Cuando cuelga el teléfono y me mira, su cara tiene esa expresión. No sé cómo la llamaría la mayoría de la gente, pero yo la llamo la expresión SOY REAL. Quiere decir que ella es real y tiene respuestas y yo soy alguien menor, no completamente real, aunque puedo sentir la textura nudosa de la silla de la consulta a través de mis pantalones. Solía ponerme una revista debajo, pero ella dice que no necesito hacer eso. Ella es real, eso piensa, así que sabe lo que yo necesito o no necesito.

—Sí, doctora Fornum, estoy escuchando.

Sus palabras llueven sobre mí, levemente irritantes, como de una vinagrera.

—Atento a las pistas conversacionales —me dice, y espera.

—Sí —digo.

Ella asiente, toma nota, dice:

—Muy bien.

Sin mirarme. En algún lugar pasillo abajo, alguien empieza a caminar hacia aquí. Dos álguienes, hablando. Su conversación no tarda en confundirse con la de ella. Me enteré de lo de Debby el viernes... la próxima vez... ¿vas o no? Y se lo digo. Pero más vale pájaro en mano... no puede ser, y la doctora Fornum está esperando a que yo responda algo.

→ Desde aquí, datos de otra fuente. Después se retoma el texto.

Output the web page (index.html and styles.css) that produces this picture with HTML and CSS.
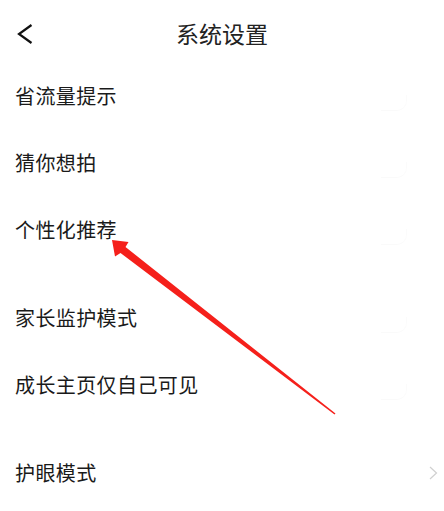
FILE: index.html
```html
<!DOCTYPE html>
<html lang="zh">
<head>
<meta charset="utf-8">
<link rel="stylesheet" href="styles.css">
</head>
<body>
<div class="page">
  <header class="topbar">
    <svg class="back" width="16" height="20" viewBox="0 0 16 20"><polyline points="14.5,1 2,10 14.5,19" fill="none" stroke="#111" stroke-width="2.2" stroke-linejoin="miter"/></svg>
    <h1 class="title">系统设置</h1>
  </header>
  <ul class="list">
    <li class="row"><span class="label">省流量提示</span><span class="toggle"></span></li>
    <li class="row"><span class="label">猜你想拍</span><span class="toggle"></span></li>
    <li class="row"><span class="label">个性化推荐</span><span class="toggle"></span></li>
    <li class="row group-start"><span class="label">家长监护模式</span><span class="toggle"></span></li>
    <li class="row"><span class="label">成长主页仅自己可见</span><span class="toggle"></span></li>
    <li class="row group-start"><span class="label">护眼模式</span>
      <svg class="chev" width="9" height="14" viewBox="0 0 9 14"><polyline points="1,1 7.5,7 1,13" fill="none" stroke="#d0d0d0" stroke-width="1.2"/></svg>
    </li>
  </ul>
  <svg class="arrow" width="444" height="511" viewBox="0 0 444 511">
    <polygon points="112,240 128.5,242 125.5,247 335.5,413.5 334.5,414.5 120.5,253 115,256.5" fill="#f5201b"/>
  </svg>
</div>
</body>
</html>
```
FILE: styles.css
```css
* { box-sizing: border-box; }
html, body { margin: 0; padding: 0; background: #fff; }
body {
  font-family: "Noto Sans CJK SC", "Noto Sans", sans-serif;
  color: #1a1a1a;
}
.page {
  position: relative;
  width: 444px;
  height: 511px;
  overflow: hidden;
}
.topbar {
  position: relative;
  height: 62px;
  padding-top: 6px;
  display: flex;
  align-items: flex-start;
  justify-content: center;
}
.back {
  position: absolute;
  left: 17px;
  top: 24px;
}
.title {
  margin: 16px 0 0;
  font-size: 23px;
  font-weight: 400;
  color: #222;
  line-height: 1;
}
.list {
  list-style: none;
  margin: 0;
  padding: 0;
}
.row {
  height: 67px;
  display: flex;
  align-items: center;
  justify-content: space-between;
  padding: 0 6px 0 15px;
}
.group-start { margin-top: 21px; }
.label {
  font-size: 20px;
  letter-spacing: 0.4px;
  line-height: 1;
}
.toggle {
  width: 26px;
  height: 16px;
  margin-right: 31px;
  margin-top: 14px;
  border-radius: 0 0 10px 0;
  border-bottom: 1px solid rgba(0,0,0,0.02);
  border-right: 1px solid rgba(0,0,0,0.015);
}
.chev { margin-right: 0; }
.arrow {
  position: absolute;
  left: 0;
  top: 0;
  pointer-events: none;
}
```
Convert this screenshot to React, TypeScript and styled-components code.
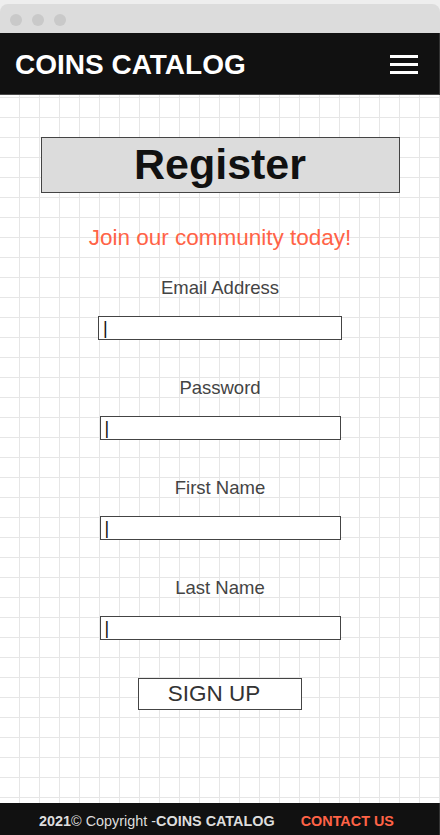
import styled, { createGlobalStyle } from "styled-components";

const GlobalStyle = createGlobalStyle`
html, body {
  margin: 0;
  padding: 0;
  background: #eeeeee;
  font-family: "Liberation Sans", Arial, sans-serif;
}
* { box-sizing: border-box; }
`

const Page = styled.div`
display: flex;
flex-direction: column;
min-height: 100vh;
padding-top: 4px;
`

const Chrome = styled.div`
height: 29px;
background: #dcdcdc;
border-radius: 8px 8px 0 0;
display: flex;
align-items: center;
gap: 10px;
padding-left: 10px;
padding-top: 2px;
`

const Dot = styled.span`
width: 12px;
height: 12px;
border-radius: 50%;
background: #c9c9c9;
`

const Header = styled.header`
height: 62px;
background: #111111;
border-bottom: 1px solid #4a4a4a;
border-right: 1px solid #333;
display: flex;
align-items: center;
justify-content: space-between;
padding: 2px 21px 0 15px;
`

const Brand = styled.h1`
margin: 0;
color: #ffffff;
font-size: 28px;
font-weight: 700;
`

const Burger = styled.button`
all: unset;
width: 28px;
display: flex;
flex-direction: column;
gap: 5px;
cursor: pointer;
span {
  display: block;
  height: 3px;
  background: #ffffff;
}
`

const Main = styled.main`
flex: 1;
background-color: #ffffff;
background-image:
  linear-gradient(to right, transparent 19px, #e6e6e6 19px, #e6e6e6 20px, transparent 20px),
  linear-gradient(to bottom, transparent 2px, #e6e6e6 2px, #e6e6e6 3px, transparent 3px);
background-size: 20px 20px;
display: flex;
flex-direction: column;
align-items: center;
padding-top: 42px;
`

const TitleBox = styled.div`
width: 359px;
height: 56px;
background: #dcdcdc;
border: 1px solid #444;
display: flex;
align-items: center;
justify-content: center;
`

const Title = styled.h2`
margin: 0;
color: #111;
font-size: 43px;
font-weight: 700;
line-height: 1;
padding-bottom: 1px;
`

const Tagline = styled.p`
margin: 32px 0 27px;
color: #ff6347;
font-size: 22.5px;
line-height: 26px;
`

const Field = styled.div`
display: flex;
flex-direction: column;
align-items: center;
margin-bottom: 38px;
`

const Label = styled.label`
color: #444;
font-size: 18.5px;
line-height: 20px;
margin-bottom: 18px;
`

const Input = styled.input<{ $w: number }>`
width: ${p => p.$w}px;
height: 24px;
border: 1px solid #444;
background: #fff;
padding: 0 0 0 4px;
font-family: "Liberation Sans", Arial, sans-serif;
font-size: 18px;
outline: none;
&::placeholder {
  color: #111;
  opacity: 1;
}
`

const SignUp = styled.button`
all: unset;
width: 164px;
height: 32px;
border: 1px solid #444;
background: #fff;
box-sizing: border-box;
display: flex;
align-items: center;
justify-content: center;
padding-right: 12px;
color: #333;
font-size: 22.5px;
cursor: pointer;
`

const Footer = styled.footer`
height: 32px;
background: #111;
border-right: 1px solid #333;
display: flex;
align-items: center;
justify-content: center;
gap: 26px;
padding: 3px 6px 0 0;
font-size: 14.4px;
color: #dddddd;
b { font-weight: 700; }
`

const Contact = styled.a`
color: #ff6347;
font-weight: 700;
text-decoration: none;
`

const fields = [
    { label: "Email Address", w: 244 },
    { label: "Password", w: 241 },
    { label: "First Name", w: 241 },
    { label: "Last Name", w: 241 },
]

export default function App() {
    return (
        <Page>
            <GlobalStyle />
            <Chrome>
                <Dot /><Dot /><Dot />
            </Chrome>
            <Header>
                <Brand>COINS CATALOG</Brand>
                <Burger aria-label="menu"><span /><span /><span /></Burger>
            </Header>
            <Main>
                <TitleBox><Title>Register</Title></TitleBox>
                <Tagline>Join our community today!</Tagline>
                {fields.map(f => (
                    <Field key={f.label}>
                        <Label>{f.label}</Label>
                        <Input $w={f.w} type="text" placeholder="|" />
                    </Field>
                ))}
                <SignUp>SIGN UP</SignUp>
            </Main>
            <Footer>
                <span><b>2021</b>© Copyright -<b>COINS CATALOG</b></span>
                <Contact href="#">CONTACT US</Contact>
            </Footer>
        </Page>
    )
}
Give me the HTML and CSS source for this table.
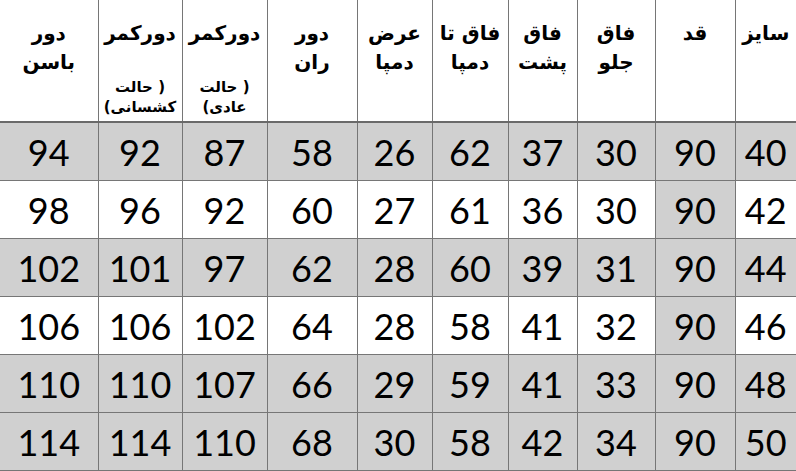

—Lo siento —digo. Ella me dice que preste más atención y hace otra anotación en mi expediente y me pregunta por mi vida social.

No le gusta lo que le digo, que es que juego por Internet con mi amigo Alex de Alemania y mi amigo Ky de Indonesia.

—En la vida real —dice contundente.

—Con la gente del trabajo —digo, y ella vuelve a asentir y entonces me pregunta por los bolos y el minigolf y el cine y la sede local de la Sociedad Autista.

Los bolos me lastiman la espalda y me resuenan en la cabeza. El minigolf es para críos, no para adultos, pero ni siquiera me gustaba cuando era un chaval. Me gusta el
laser tag
, pero cuando se lo dije en mi primera sesión ella anotó «tendencias violentas». Tardó mucho en apartar de mi programa las preguntas sobre la violencia, y estoy seguro de que nunca ha borrado la anotación. Le recuerdo que no me gustan los bolos ni el minigolf, y ella me dice que debería hacer un esfuerzo. Le digo que he ido a ver tres películas, y entonces me pregunta por ellas. Leí las críticas, así que puedo contarle los argumentos. No me gustan tampoco mucho las películas, sobre todo en el cine, pero tengo que decirle algo... y hasta ahora no se ha dado cuenta de que le cuento el argumento sacándolo directamente de una reseña.